There were curtains on my patio and two sets of string lights. The 200 hundred year-old oak tree across from my window would light up completely – when they remembered. There was the Christmas wreath knocking against my front door in the winter wind. There was six-feet of snow piled up against my entryway. There was a bar cart and a wine fridge and a plant wall surrounding a neon light. There was an entire wall covered in photos of my travels. One across from it filled with my art. There was a Victorian couch and an antique school desk and a vintage coffee table. There was a lilac velvet bench perched against my bed. There was a teal satin quilt and a ballet barre. There was a cat tree. There was a cat. We were all here together, for a moment in time.
Summer showers and rainbows would visit with me while I read on that patio, my feet scratching against the astroturf.
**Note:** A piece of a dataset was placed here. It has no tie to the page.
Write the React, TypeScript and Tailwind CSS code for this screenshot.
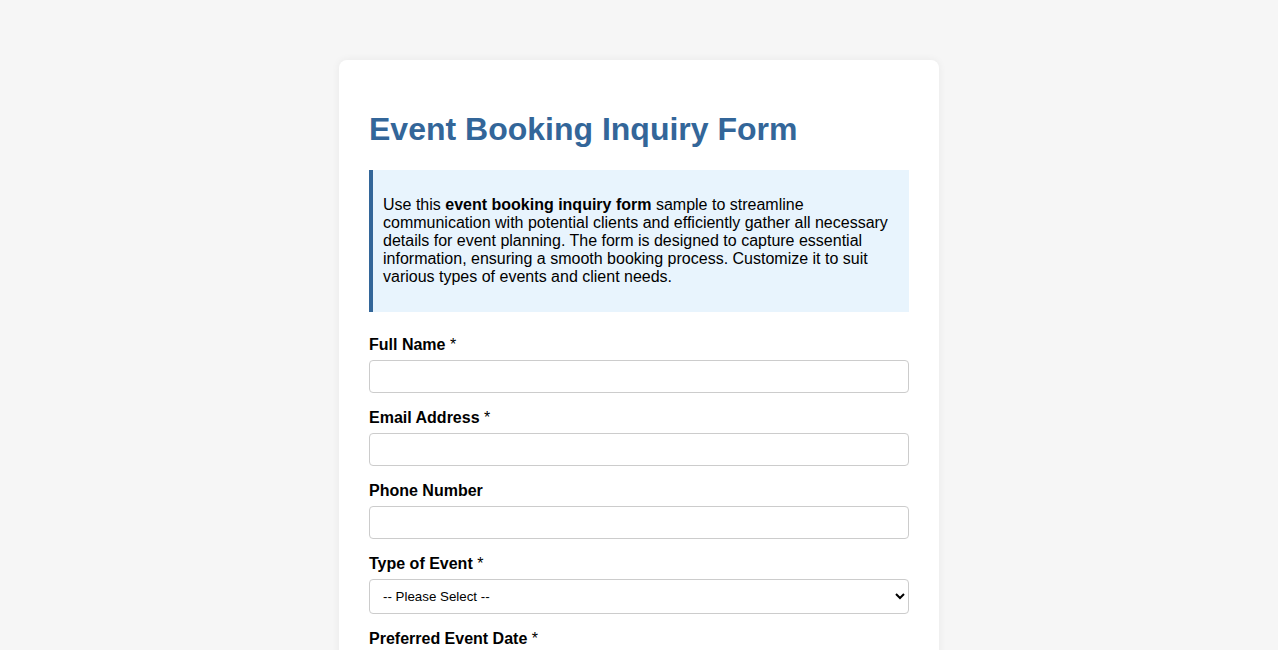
import React from 'react';

const fieldClass =
  'block w-full h-[33px] rounded-[4px] border border-[#cccccc] bg-white px-2 text-[13.33px] text-black';

function Label({ children, required }: { children: React.ReactNode; required?: boolean }) {
  return (
    <label className="block mb-[6px] text-[16px] leading-[18px] font-bold text-black">
      {children}
      {required && <span className="font-normal"> *</span>}
    </label>
  );
}

export default function App() {
  return (
    <div className="min-h-[650px] bg-[#f6f6f6] pt-[60px] font-['Liberation_Sans',Arial,sans-serif]">
      <div className="mx-auto w-[600px] rounded-t-[8px] bg-white px-[30px] pt-[30px] pb-[40px] shadow-[0_0_8px_rgba(0,0,0,0.06)]">
        <h1 className="mt-[21px] mb-[22px] text-[32px] leading-[37px] font-bold text-[#336699]">
          Event Booking Inquiry Form
        </h1>

        {/* intro note */}
        <div className="border-l-4 border-[#336699] bg-[#e8f4fd] pl-[10px] pr-[15px] py-[10px] mb-[24px]">
          <p className="my-4 text-[16px] leading-[18px] text-black">
            Use this <strong>event booking inquiry form</strong> sample to streamline communication with
            potential clients and efficiently gather all necessary details for event planning. The form is
            designed to capture essential information, ensuring a smooth booking process. Customize it to
            suit various types of events and client needs.
          </p>
        </div>

        <form className="flex flex-col gap-4">
          <div>
            <Label required>Full Name</Label>
            <input type="text" className={fieldClass} />
          </div>
          <div>
            <Label required>Email Address</Label>
            <input type="email" className={fieldClass} />
          </div>
          <div>
            <Label>Phone Number</Label>
            <input type="tel" className={fieldClass} />
          </div>
          <div>
            <Label required>Type of Event</Label>
            <select
              defaultValue=""
              className="block w-full h-[35px] rounded-[4px] border border-[#cccccc] bg-white pl-[9px] pr-1 text-[13.33px] text-black"
            >
              <option value="">-- Please Select --</option>
              <option>Wedding</option>
              <option>Corporate Event</option>
              <option>Birthday Party</option>
              <option>Other</option>
            </select>
          </div>
          <div>
            <Label required>Preferred Event Date</Label>
            <input type="date" className={fieldClass} />
          </div>
        </form>
      </div>
    </div>
  );
}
The bright light of September afternoons and warm fall evenings sat with me while I wrote my first book. These four walls saw the tears that sprang from an early email from the court. The springs in that couch felt the weight lift from my shoulders when I quit that job. The upstairs cat would run across the floor while my Alpine Village twinkled. The singing girl would belt Adele while I walked to Sprouts for a bottle of wine. She’s gone now. And so is the cat upstairs. And so is the cat that was here. And now, so am I.
I fell in love here. I became an author 3 times here. I became Azalea here. I cried here, so fucking hard. I prayed here, so fucking hard. I felt my heart break, and suture back together. I felt days on end of hopelessness and far, far more days of hopefulness. And my little dream came true. I’m moving in with you. I’m getting closer, scooching slightly everyday, towards that wonderful thing we sometimes dare to name.